I am a postdoctoral researcher in the Department of Clinical Neurosciences. I moved with my family from the Netherlands to Cambridge in 2014, immediately after my PhD defence. At that time my three children were 4 months, 2 years and 4 years old, which was challenging financially and timewise, not having family support nearby. Thanks to funding from the Returning Carers Scheme I was able to boost my development as a researcher without compromising family life, and have been lucky to be able to use the fund several times.
• In 2015, I was able to buy a laptop to enable me to work more flexibly. As a developing researcher I sometimes need to work extra hours – for example because of a deadline for a paper. Due to caring duties it is not possible to stay longer at work, but now I am able to finish urgent work at home.
• Importantly for me, the Returning Carers Scheme provided funding to attend the International Stroke Genetics Consortium meeting. I did my PhD in stroke epidemiology and I am keen to expand my skills to stroke genetics. Attending this meeting enabled me to network with leaders of the global stroke genetics community and to learn about new advances in the field.

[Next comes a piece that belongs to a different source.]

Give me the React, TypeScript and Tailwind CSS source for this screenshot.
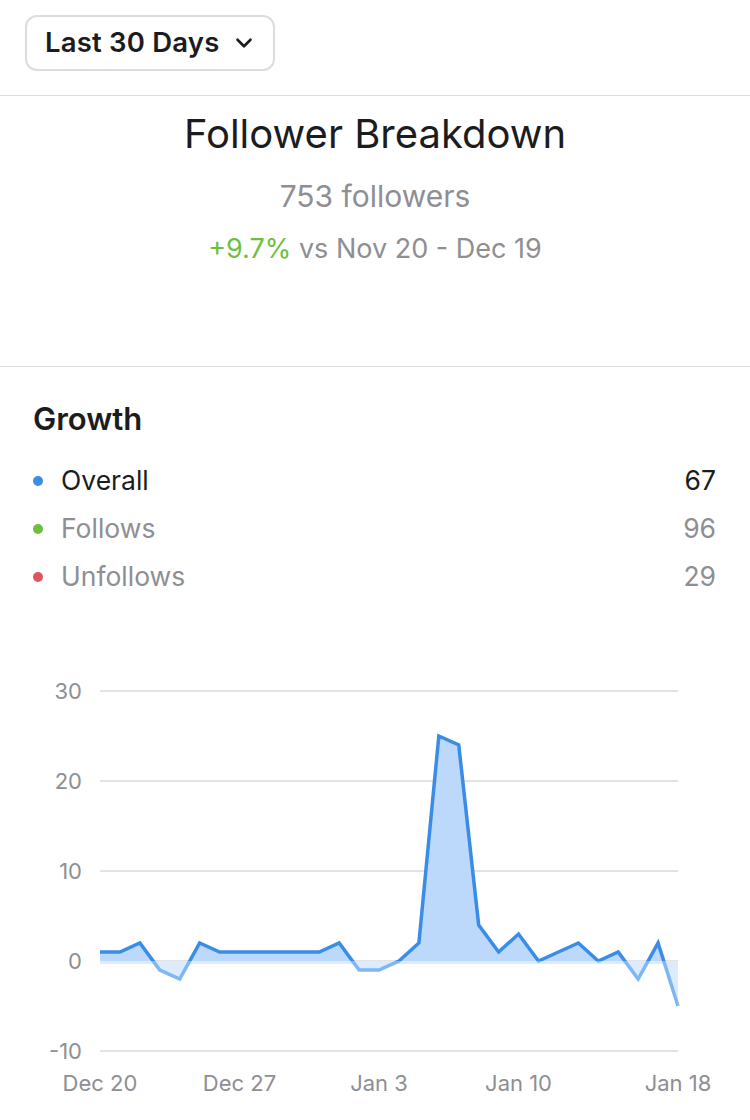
import { ChevronDown } from 'lucide-react';

const DATA = [1, 1, 2, -1, -2, 2, 1, 1, 1, 1, 1, 1, 2, -1, -1, 0, 2, 25, 24, 4, 1, 3, 0, 1, 2, 0, 1, -2, 2, -5];

const X0 = 100;
const X1 = 678;
const Y_TOP = 20; // value 30
const UNIT = 9;
const zeroY = Y_TOP + 30 * UNIT;

const px = (i: number) => X0 + (i * (X1 - X0)) / (DATA.length - 1);
const py = (v: number) => zeroY - v * UNIT;

const LEGEND = [
  { label: 'Overall', value: 67, dot: 'bg-[#3b8ee8]', text: 'text-[#1c1c1e]' },
  { label: 'Follows', value: 96, dot: 'bg-[#6cbf3f]', text: 'text-[#8e8e93]' },
  { label: 'Unfollows', value: 29, dot: 'bg-[#e0555a]', text: 'text-[#8e8e93]' },
];

function GrowthChart() {
  const pts = DATA.map((v, i) => `${px(i)},${py(v)}`).join(' ');
  const area = `${X0},${zeroY} ${pts} ${X1},${zeroY}`;
  const ticks = [30, 20, 10, 0, -10];
  const xLabels = [
    { i: 0, t: 'Dec 20' },
    { i: 7, t: 'Dec 27' },
    { i: 14, t: 'Jan 3' },
    { i: 21, t: 'Jan 10' },
    { i: 29, t: 'Jan 18' },
  ];
  return (
    <svg width={750} height={450} className="block" style={{ fontFamily: 'Inter, "Liberation Sans", sans-serif' }}>
      <defs>
        <clipPath id="above">
          <rect x={0} y={0} width={750} height={zeroY} />
        </clipPath>
        <clipPath id="below">
          <rect x={0} y={zeroY} width={750} height={400} />
        </clipPath>
      </defs>
      {ticks.map(t => (
        <g key={t}>
          <line x1={X0} x2={X1} y1={py(t)} y2={py(t)} stroke="#dadada" strokeWidth={1.5} />
          <text x={82} y={py(t) + 8} textAnchor="end" fontSize={22} fill="#8e8e93">{t}</text>
        </g>
      ))}
      <polygon points={area} fill="#bcd9fb" clipPath="url(#above)" />
      <polygon points={area} fill="#dcebfd" clipPath="url(#below)" />
      <rect x={X0} y={zeroY} width={X1 - X0} height={3} fill="#dcebfd" />
      <polyline points={pts} fill="none" stroke="#3a8de6" strokeWidth={3.5} strokeLinejoin="miter" clipPath="url(#above)" />
      <polyline points={pts} fill="none" stroke="#7db8f4" strokeWidth={3.5} strokeLinejoin="miter" clipPath="url(#below)" />
      {xLabels.map(l => (
        <text key={l.t} x={px(l.i)} y={420} textAnchor="middle" fontSize={22} fill="#8e8e93">{l.t}</text>
      ))}
    </svg>
  );
}

export default function App() {
  return (
    <div className="w-[750px] h-[1120px] bg-white overflow-hidden font-['Inter','Liberation_Sans',sans-serif] text-[#1c1c1e]">
      <div className="h-[96px] pt-[15px] pl-[25px] border-b-[1.5px] border-[#dedede]">
        <button className="h-[56px] w-[250px] flex items-center gap-[11px] pl-[18px] border-2 border-[#dcdcdc] rounded-[12px] text-[27.5px] font-semibold tracking-[0.2px]">
          Last 30 Days
          <ChevronDown size={26} strokeWidth={2.4} />
        </button>
      </div>

      <div className="h-[271px] border-b-[1.5px] border-[#dedede] flex flex-col items-center pt-[14px]">
        <h1 className="text-[40px] leading-[48px]">Follower Breakdown</h1>
        <div className="text-[30px] leading-[38px] text-[#8e8e93] mt-[19px]">753 followers</div>
        <div className="text-[27px] leading-[34px] text-[#8e8e93] mt-[17px]">
          <span className="text-[#6cbf3f]">+9.7%</span> vs Nov 20 - Dec 19
        </div>
      </div>

      <div className="px-[33px] pt-[35px]">
        <h2 className="text-[31px] leading-[34px] font-semibold">Growth</h2>
        <div className="mt-[21px] flex flex-col">
          {LEGEND.map(l => (
            <div key={l.label} className="h-[48px] flex items-center justify-between text-[26.5px]">
              <div className="flex items-center gap-[18px]">
                <span className={`w-[10px] h-[10px] rounded-full ${l.dot}`} />
                <span className={l.text}>{l.label}</span>
              </div>
              <span className={`${l.text} pr-[1px]`}>{l.value}</span>
            </div>
          ))}
        </div>
      </div>

      <div className="mt-[70px]">
        <GrowthChart />
      </div>
    </div>
  );
}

This experience helped me to draft a fellowship application on stroke genetics, and in Autumn 2015 I obtained a 3-year postdoctoral fellowship from the British Heart Foundation based on this application.

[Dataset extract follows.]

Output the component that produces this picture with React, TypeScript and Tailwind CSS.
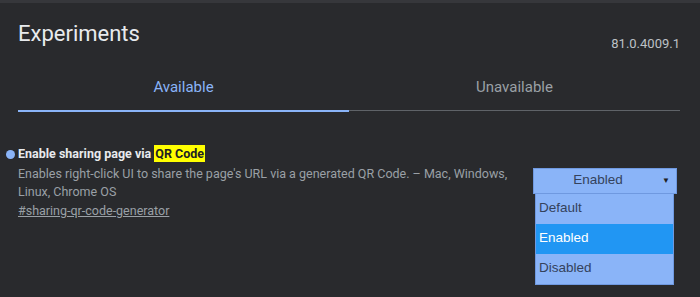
import React from "react";

const options = ["Default", "Enabled", "Disabled"];

function FlagSelect() {
    const selected = "Enabled";
    return (
        <div className="relative w-[144px] mt-[23px] mr-[23px] shrink-0">
            <div className="h-[26px] bg-[#8ab4f8] border border-[#6f99e0] flex items-center justify-center pr-[14px] relative text-[13.5px] text-[#34425c] font-['Liberation_Sans',Arial,sans-serif]">
                <span>Enabled</span>
                <span className="absolute right-[6px] top-[6px] text-[8px] text-[#202124]">▼</span>
            </div>
            <ul className="absolute left-[2px] top-[25px] w-[139px] bg-[#8ab4f8] border border-[#6f99e0] z-10 font-['Liberation_Sans',Arial,sans-serif] text-[13.5px]">
                {options.map((o) => (
                    <li
                        key={o}
                        className={
                            o === selected
                                ? "h-[30px] flex items-center pl-[3px] bg-[#2196f3] text-white"
                                : "h-[30px] flex items-center pl-[3px] text-[#34425c]"
                        }
                    >
                        {o}
                    </li>
                ))}
            </ul>
        </div>
    );
}

export default function App() {
    return (
        <div className="w-[700px] h-[297px] bg-[#292a2d] border-t-[3px] border-[#36373b] overflow-hidden font-['Roboto','Liberation_Sans',sans-serif]">
            <div className="flex justify-between items-start px-[18px] pt-[17px]">
                <h1 className="text-[22px] leading-[28px] text-[#e8eaed]">Experiments</h1>
                <span className="text-[13px] text-[#bdc1c6] mt-[14px] mr-[2px]">81.0.4009.1</span>
            </div>

            <div className="flex mx-[18px] mt-[22px] w-[662px]">
                <div className="flex-1 flex flex-col items-center">
                    <span className="text-[15px] leading-[20px] text-[#8ab4f8] h-[28px] mt-[1px]">Available</span>
                    <div className="w-full h-[2px] bg-[#8ab4f8] mt-[5px]"></div>
                </div>
                <div className="flex-1 flex flex-col items-center">
                    <span className="text-[15px] leading-[20px] text-[#9aa0a6] h-[28px] mt-[1px]">Unavailable</span>
                    <div className="w-full h-[1px] bg-[#5f6368] mt-[5px] mb-[1px]"></div>
                </div>
            </div>

            <div className="flex justify-between mt-[33px]">
                <div className="flex">
                    <div className="w-[12px] pl-[6px] pt-[5px] shrink-0">
                        <div className="w-[9px] h-[9px] rounded-full bg-[#8ab4f8]"></div>
                    </div>
                    <div className="w-[500px] pl-[6px]">
                        <h2 className="text-[12.5px] leading-[18px] font-bold text-[#e8eaed]">
                            Enable sharing page via{" "}
                            <mark className="bg-[#ffff00] text-[#202124] px-[1px] py-[1px]">QR Code</mark>
                        </h2>
                        <p className="text-[12.5px] leading-[18.5px] text-[#9aa0a6] mt-[2px]">
                            Enables right-click UI to share the page's URL via a generated QR Code. – Mac, Windows,
                            <br />
                            Linux, Chrome OS
                        </p>
                        <a className="block text-[12.5px] leading-[18.5px] text-[#9aa0a6] underline">
                            #sharing-qr-code-generator
                        </a>
                    </div>
                </div>
                <FlagSelect />
            </div>
        </div>
    );
}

• In stroke genetics, large datasets are essential for analysis and therefore collaboration is the best way to go. The Returning Carers Scheme again provided funding for the Consortium meeting in spring 2016, during which I was able to present my plans to the stroke genetics community and connect with potential collaborators.
• Finally, in summer of 2016 Scheme funding enabled me to visit one of the leading groups worldwide in stroke genetics, based in Boston, USA. During this 2-month visit I strengthened collaboration with the Boston group and collected new data to increase my sample size and accelerate my research project.